Ordinary Resolutions:

4. THAT:

(a) subject to paragraph (b), the exercise by the Directors during the Relevant Period of all the powers of the Company to make on-market share repurchases (within the meaning of the Code on Share Repurchases) be approved;

(b) the aggregate nominal amount of any class of the Company's shares which may be repurchased pursuant to the approval in paragraph (a) above shall not exceed 10 per cent of the aggregate nominal amount of the shares of that class in issue at the date of passing this Resolution; and

(c) for the purpose of this Resolution:
"Relevant Period" means the period from the passing of this Resolution until the earliest of:
(i) the conclusion of the next annual general meeting of the Company;
(ii) the expiration of the period within which the next annual general meeting of the Company is required by law to be held; and
(iii) the revocation or variation of the authority given under this Resolution by ordinary resolution of the shareholders in general meeting; and

references to "shares" include securities which carry a right to subscribe for or purchase shares.

5.THAT:

(a) subject to paragraph (b), the exercise by the Directors during the Relevant Period of all the powers of the Company to allot, issue and deal with additional shares and to make or grant offers, agreements and options which will or might require the exercise of such powers during or after the end of the Relevant Period be approved;

(b) the aggregate nominal amount of shares of any class allotted or agreed conditionally or unconditionally to be allotted (whether pursuant to an option or otherwise) by the Directors pursuant to the approval in paragraph (a), otherwise than pursuant to (i) a Rights Issue or (ii) any scrip dividend or similar arrangement providing for the allotment of shares in lieu of the whole or part of a dividend on shares, shall not exceed the aggregate of (aa) 20 per cent of the aggregate nominal amount of the shares of that class in issue at the date of passing this Resolution plus (bb) (if the Directors are so authorised by a separate ordinary resolution of the shareholders of the Company) the nominal amount of any shares of that class repurchased by the Company subsequent to the passing of this Resolution (up to a maximum equivalent to 10 per cent of the aggregate nominal amount of the shares of that class in issue at the date of passing this Resolution); and

(c) for the purpose of this Resolution:
"Relevant Period" means the period from the passing of this Resolution until the earliest of:
(i) the conclusion of the next annual general meeting of the Company; and
(ii) the expiration of the period within which the next annual general meeting of the Company is required by law to be held; and
(iii) the revocation or variation of the authority given under this Resolution by ordinary resolution of the shareholders in general meeting; and

"Rights Issue" means an offer of shares to holders of shares or any class thereof on the register on a fixed record date in proportion to their then holdings of such shares or class thereof (subject to such exclusion or other arrangements as the Directors may deem necessary or expedient in relation to fractional entitlements or having regard to any restrictions or obligations under the laws of, or the requirements of any recognised regulatory body or any stock exchange in, any territory outside Hong Kong).
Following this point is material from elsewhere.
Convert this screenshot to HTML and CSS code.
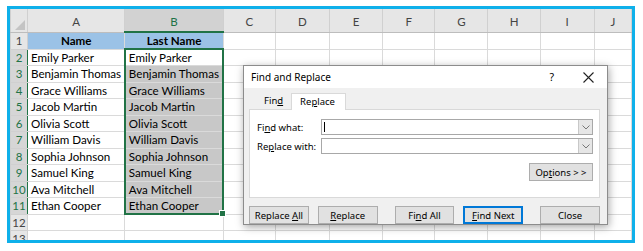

6. THAT the Directors be authorised to exercise the powers of the Company referred to in paragraph (a) of the resolution set out as Resolution 5 in the notice convening this meeting in respect of the shares referred to in sub-paragraph (bb) of paragraph (b) of such resolution.

7. THAT the aggregate fees paid to the Directors in any one year shall not exceed HK$2 million.

By order of the Board

Margaret Yu Chan Sau Mui
Secretary
Swire Pacific Limited

Hong Kong, 11th April 2003

Note:
Any member entitled to attend and vote at the meeting convened by the above notice is entitled to appoint one or more proxies to attend and, on a poll, vote instead of him. A proxy need not be a member of the Company. All proxies must be deposited with the Registrars, Computershare Hong Kong Investor Services Limited, 19th Floor, Hopewell Centre, 183 Queen's Road East, Hong Kong, not less than 48 hours before the time appointed for the meeting.